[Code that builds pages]
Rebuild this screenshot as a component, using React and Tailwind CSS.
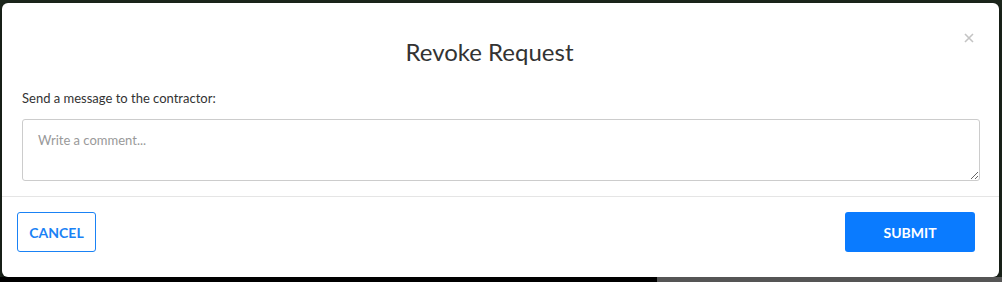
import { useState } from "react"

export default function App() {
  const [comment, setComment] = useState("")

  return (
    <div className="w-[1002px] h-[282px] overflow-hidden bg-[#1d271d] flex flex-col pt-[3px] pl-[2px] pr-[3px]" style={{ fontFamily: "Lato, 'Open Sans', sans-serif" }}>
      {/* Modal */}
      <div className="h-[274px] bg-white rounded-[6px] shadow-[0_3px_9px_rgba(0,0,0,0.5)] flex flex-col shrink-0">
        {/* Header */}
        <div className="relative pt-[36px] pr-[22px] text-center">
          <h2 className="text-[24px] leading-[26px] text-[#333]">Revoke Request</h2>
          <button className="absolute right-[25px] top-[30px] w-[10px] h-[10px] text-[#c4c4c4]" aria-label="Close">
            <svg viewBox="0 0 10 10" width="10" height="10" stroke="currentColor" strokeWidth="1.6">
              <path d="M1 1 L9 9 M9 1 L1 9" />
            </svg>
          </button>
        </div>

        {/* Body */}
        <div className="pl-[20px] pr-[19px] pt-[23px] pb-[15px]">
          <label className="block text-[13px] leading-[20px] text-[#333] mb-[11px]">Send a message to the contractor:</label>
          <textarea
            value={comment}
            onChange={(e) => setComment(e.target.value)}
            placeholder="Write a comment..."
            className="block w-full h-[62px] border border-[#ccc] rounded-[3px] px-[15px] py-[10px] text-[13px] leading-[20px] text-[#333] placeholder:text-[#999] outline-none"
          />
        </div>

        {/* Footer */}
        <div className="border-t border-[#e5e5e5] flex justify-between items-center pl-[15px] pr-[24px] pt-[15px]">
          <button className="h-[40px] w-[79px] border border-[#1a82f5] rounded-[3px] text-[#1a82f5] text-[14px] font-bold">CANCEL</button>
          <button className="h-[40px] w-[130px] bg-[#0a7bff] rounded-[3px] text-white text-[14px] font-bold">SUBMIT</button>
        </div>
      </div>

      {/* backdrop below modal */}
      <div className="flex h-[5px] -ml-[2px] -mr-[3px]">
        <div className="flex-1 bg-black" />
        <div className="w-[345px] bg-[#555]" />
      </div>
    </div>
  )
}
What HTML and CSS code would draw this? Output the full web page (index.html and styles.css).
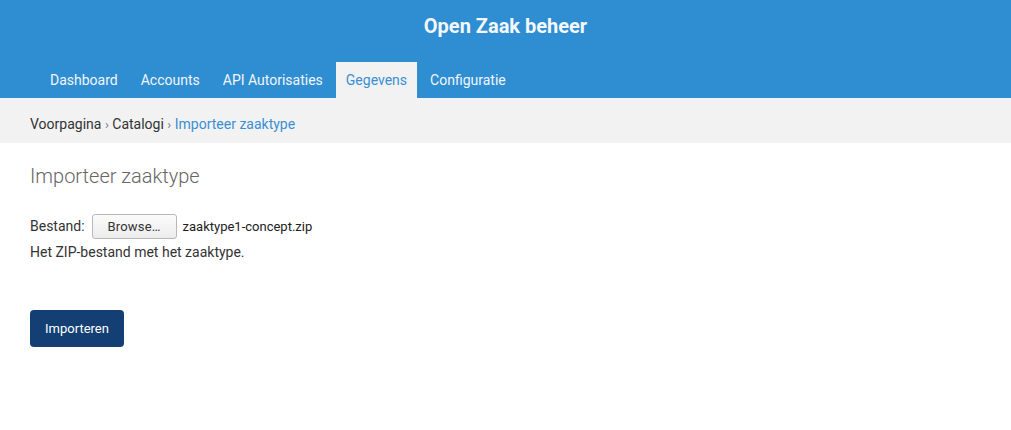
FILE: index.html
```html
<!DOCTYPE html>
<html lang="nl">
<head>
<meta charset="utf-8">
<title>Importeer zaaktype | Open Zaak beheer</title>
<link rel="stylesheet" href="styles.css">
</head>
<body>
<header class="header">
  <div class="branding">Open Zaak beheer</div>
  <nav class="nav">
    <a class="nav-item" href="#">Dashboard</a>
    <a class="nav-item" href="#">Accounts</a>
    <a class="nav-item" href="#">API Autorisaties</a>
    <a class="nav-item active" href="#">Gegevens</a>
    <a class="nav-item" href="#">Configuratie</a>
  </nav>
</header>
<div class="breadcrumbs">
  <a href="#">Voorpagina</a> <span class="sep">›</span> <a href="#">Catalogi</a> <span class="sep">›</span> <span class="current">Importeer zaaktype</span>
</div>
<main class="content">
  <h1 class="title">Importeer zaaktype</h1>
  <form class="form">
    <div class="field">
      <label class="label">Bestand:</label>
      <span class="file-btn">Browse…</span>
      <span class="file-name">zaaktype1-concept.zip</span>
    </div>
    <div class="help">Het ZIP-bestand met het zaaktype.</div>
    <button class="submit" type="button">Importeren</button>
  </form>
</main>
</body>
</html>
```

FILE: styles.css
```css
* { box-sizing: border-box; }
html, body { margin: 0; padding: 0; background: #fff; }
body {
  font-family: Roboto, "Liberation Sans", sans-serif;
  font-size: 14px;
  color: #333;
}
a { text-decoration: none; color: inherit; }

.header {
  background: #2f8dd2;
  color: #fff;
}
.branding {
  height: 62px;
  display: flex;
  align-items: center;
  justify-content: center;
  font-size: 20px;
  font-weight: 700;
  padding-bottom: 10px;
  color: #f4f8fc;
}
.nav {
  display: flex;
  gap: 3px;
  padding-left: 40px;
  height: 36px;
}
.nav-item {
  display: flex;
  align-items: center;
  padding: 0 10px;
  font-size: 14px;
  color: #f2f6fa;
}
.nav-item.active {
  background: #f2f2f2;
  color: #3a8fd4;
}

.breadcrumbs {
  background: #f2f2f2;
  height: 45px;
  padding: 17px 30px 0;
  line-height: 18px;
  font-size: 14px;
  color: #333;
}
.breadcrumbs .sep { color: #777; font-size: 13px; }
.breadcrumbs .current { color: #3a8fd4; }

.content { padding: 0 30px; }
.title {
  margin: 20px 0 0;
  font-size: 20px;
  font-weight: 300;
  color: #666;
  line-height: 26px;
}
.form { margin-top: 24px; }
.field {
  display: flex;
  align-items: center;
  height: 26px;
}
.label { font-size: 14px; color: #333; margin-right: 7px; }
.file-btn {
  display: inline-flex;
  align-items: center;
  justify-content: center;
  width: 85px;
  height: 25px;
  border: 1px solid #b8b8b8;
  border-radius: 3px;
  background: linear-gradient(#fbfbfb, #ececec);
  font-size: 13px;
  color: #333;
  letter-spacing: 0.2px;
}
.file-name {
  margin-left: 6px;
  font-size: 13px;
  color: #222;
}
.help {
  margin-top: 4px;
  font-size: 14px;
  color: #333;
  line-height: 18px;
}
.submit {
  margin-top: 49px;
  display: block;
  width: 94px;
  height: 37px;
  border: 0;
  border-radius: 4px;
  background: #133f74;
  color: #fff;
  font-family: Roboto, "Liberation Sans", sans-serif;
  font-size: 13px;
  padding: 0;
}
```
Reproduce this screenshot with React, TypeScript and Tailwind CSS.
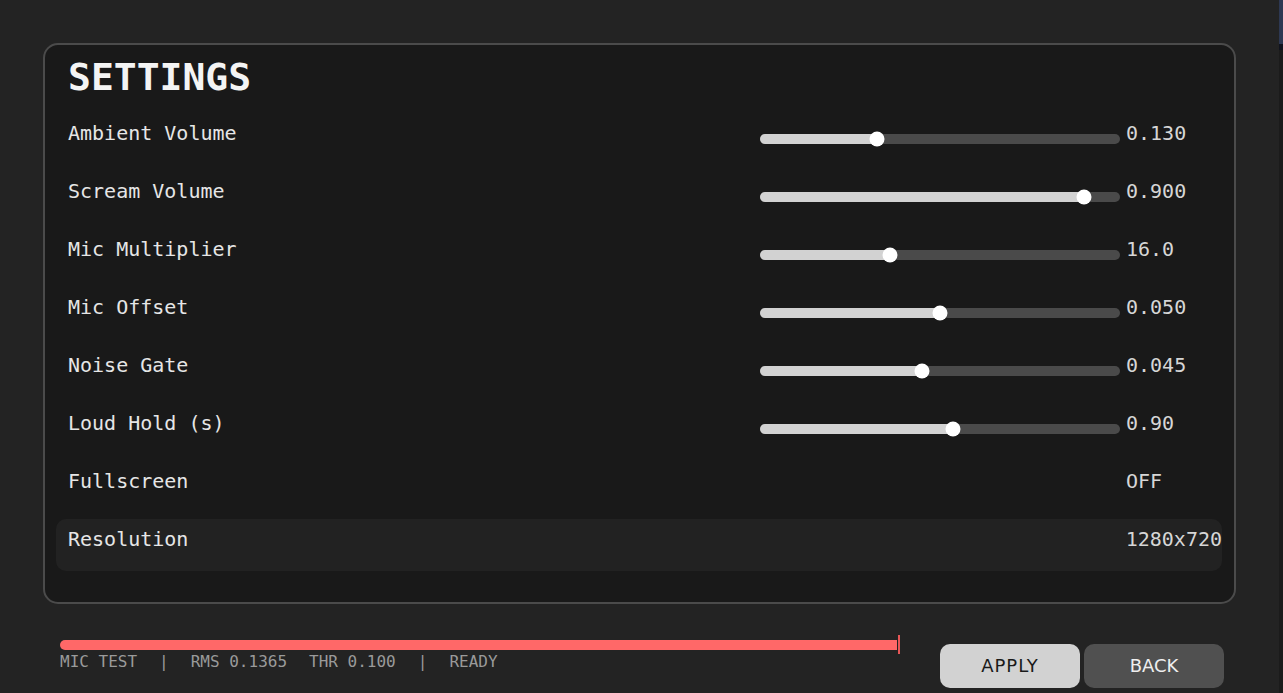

▶ [Aim]: Look over the material above and show each line where "screenshot" appears.

▶ [The answer]:
Rebuild this screenshot as a component, using React and Tailwind CSS.
Reproduce this screenshot with React, TypeScript and Tailwind CSS.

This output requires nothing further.